To be completely fair, I probably can’t blame the pandemic entirely. Finding connection has always been a challenge. It was easier earlier in life, when I was participating in and/or leading Sunday school and Confirmation, working with the church in various ways, and starting this column. My other half and I went to church regularly, sat on committees, and sang in the choir.
But once the children came along, hoo boy. Time? Who has that? Where does it go? At this point in life we sign up for e-giving to make sure we hit one of the three T’s (time, talent, and treasure), and call it a day. I don’t feel like I have an ounce of anything left to give otherwise. Work, raising kids, keeping the house, and don’t forget hockey for one kid and drums for the other. Maybe I’ll have time when they move out.

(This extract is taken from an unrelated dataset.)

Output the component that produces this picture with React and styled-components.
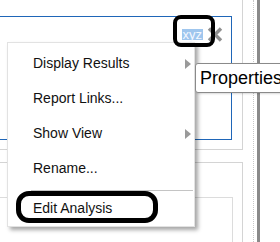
import React from "react";
import styled, { createGlobalStyle } from "styled-components";

const GlobalStyle = createGlobalStyle`
  html, body {
    margin: 0;
    padding: 0;
    background: #fff;
  }
  body {
    font-family: "Liberation Sans", Arial, sans-serif;
  }
`;

const Page = styled.div`
  position: relative;
  display: flex;
  width: 280px;
  height: 242px;
  overflow: hidden;
  background: #fff;
`;

const Main = styled.div`
  display: flex;
  flex-direction: column;
  width: 243px;
  flex-shrink: 0;
`;

const TopPanel = styled.div`
  box-sizing: border-box;
  height: 150px;
  padding: 16px 10px 9px 0;
  border-right: 1px solid #d4d4d4;
  border-bottom: 1px solid #d4d4d4;
`;

const BluePanel = styled.div`
  box-sizing: border-box;
  height: 124px;
  border: 1px solid #1f66b8;
  border-left: none;
`;

const PanelHeader = styled.div`
  display: flex;
  justify-content: flex-end;
  align-items: center;
  gap: 4px;
  padding: 10px 8px 0 0;
`;

const Title = styled.span`
  font-size: 13px;
  line-height: 11px;
  height: 11px;
  padding: 0 1px;
  color: #f4f8ff;
  background: #9fc6ee;
`;

const CloseIcon = styled.svg`
  display: block;
  width: 16px;
  height: 15px;
`;

const BottomPanel = styled.div`
  box-sizing: border-box;
  flex: 1;
  margin-top: 12px;
  padding: 34px 9px 0 0;
  border-top: 1px solid #d4d4d4;
  border-right: 1px solid #d4d4d4;
  display: flex;
  flex-direction: column;
`;

const InnerPanel = styled.div`
  flex: 1;
  border-top: 1px solid #dcdcdc;
  border-right: 1px solid #dcdcdc;
`;

const Dotted = styled.div`
  width: 0;
  margin-left: 10px;
  border-left: 1px dotted #c8c8c8;
`;

const Splitter = styled.div`
  width: 3px;
  margin-left: 3px;
  background: #8a8a8a;
`;

const Menu = styled.div`
  position: absolute;
  left: 7px;
  top: 42px;
  box-sizing: border-box;
  width: 188px;
  padding-top: 3px;
  background: #fff;
  border: 1px solid #e2e2e2;
  box-shadow: 3px 3px 4px rgba(0, 0, 0, 0.35);
`;

const Item = styled.div`
  position: relative;
  height: 35px;
  line-height: 35px;
  padding-left: 25px;
  font-size: 14px;
  color: #111;
  white-space: nowrap;
`;

const Arrow = styled.span`
  position: absolute;
  right: 3px;
  top: 13px;
  width: 0;
  height: 0;
  border-left: 6px solid #9a9a9a;
  border-top: 5px solid transparent;
  border-bottom: 5px solid transparent;
`;

const Separator = styled.div`
  height: 1px;
  margin: 4px 1px 0 23px;
  background: #c4c4c4;
`;

const Tooltip = styled.div`
  position: absolute;
  left: 195px;
  top: 63px;
  box-sizing: border-box;
  height: 30px;
  padding: 0 8px 0 4px;
  background: #fff;
  border: 1px solid #8a8a8a;
  border-radius: 3px;
  box-shadow: 1px 1px 2px rgba(0, 0, 0, 0.15);
  font-size: 18px;
  line-height: 28px;
  color: #000;
  white-space: nowrap;
`;

const Callout = styled.div`
  position: absolute;
  left: ${(p) => p.$x}px;
  top: ${(p) => p.$y}px;
  width: ${(p) => p.$w}px;
  height: ${(p) => p.$h}px;
  box-sizing: border-box;
  border: ${(p) => p.$stroke}px solid #000;
  border-radius: ${(p) => p.$r}px;
  pointer-events: none;
`;

const items = [
  { label: "Display Results", sub: true },
  { label: "Report Links..." },
  { label: "Show View", sub: true },
  { label: "Rename..." },
];

export default function App() {
  return (
    <>
      <GlobalStyle />
      <Page>
        <Main>
          <TopPanel>
            <BluePanel>
              <PanelHeader>
                <Title>xyz</Title>
                <CloseIcon viewBox="0 0 16 15">
                  <path
                    d="M2 1.5 L14 13.5 M14 1.5 L2 13.5"
                    stroke="#8f8f8f"
                    strokeWidth="3.4"
                  />
                </CloseIcon>
              </PanelHeader>
            </BluePanel>
          </TopPanel>
          <BottomPanel>
            <InnerPanel />
          </BottomPanel>
        </Main>
        <Dotted />
        <Splitter />

        <Menu>
          {items.map((it) => (
            <Item key={it.label}>
              {it.label}
              {it.sub && <Arrow />}
            </Item>
          ))}
          <Separator />
          <Item>Edit Analysis</Item>
        </Menu>

        <Tooltip>Properties</Tooltip>

        <Callout $x={173} $y={15} $w={42} $h={32} $r={8} $stroke={4} />
        <Callout $x={16} $y={191} $w={142} $h={32} $r={13} $stroke={5} />
      </Page>
    </>
  );
}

I do miss being involved more tangibly. I feel disconnected from the work of the church when I can’t be in it. But I suppose this season will pass and there will be more time when the kids get older and not so dependent on us to attend to all their needs. Likely the pandemic just intensified what would have happened anyway with a young family and so many commitments. I have always felt that it is natural that young families are more absent from church life because it is so hard to balance all the priorities. I guess I hoped it wouldn’t happen to us, but why wouldn’t it really? I think we could all have a little more compassion and understanding for what it takes to be involved in any way, and celebrate whatever it looks like. Maybe that can be our goal for 2022?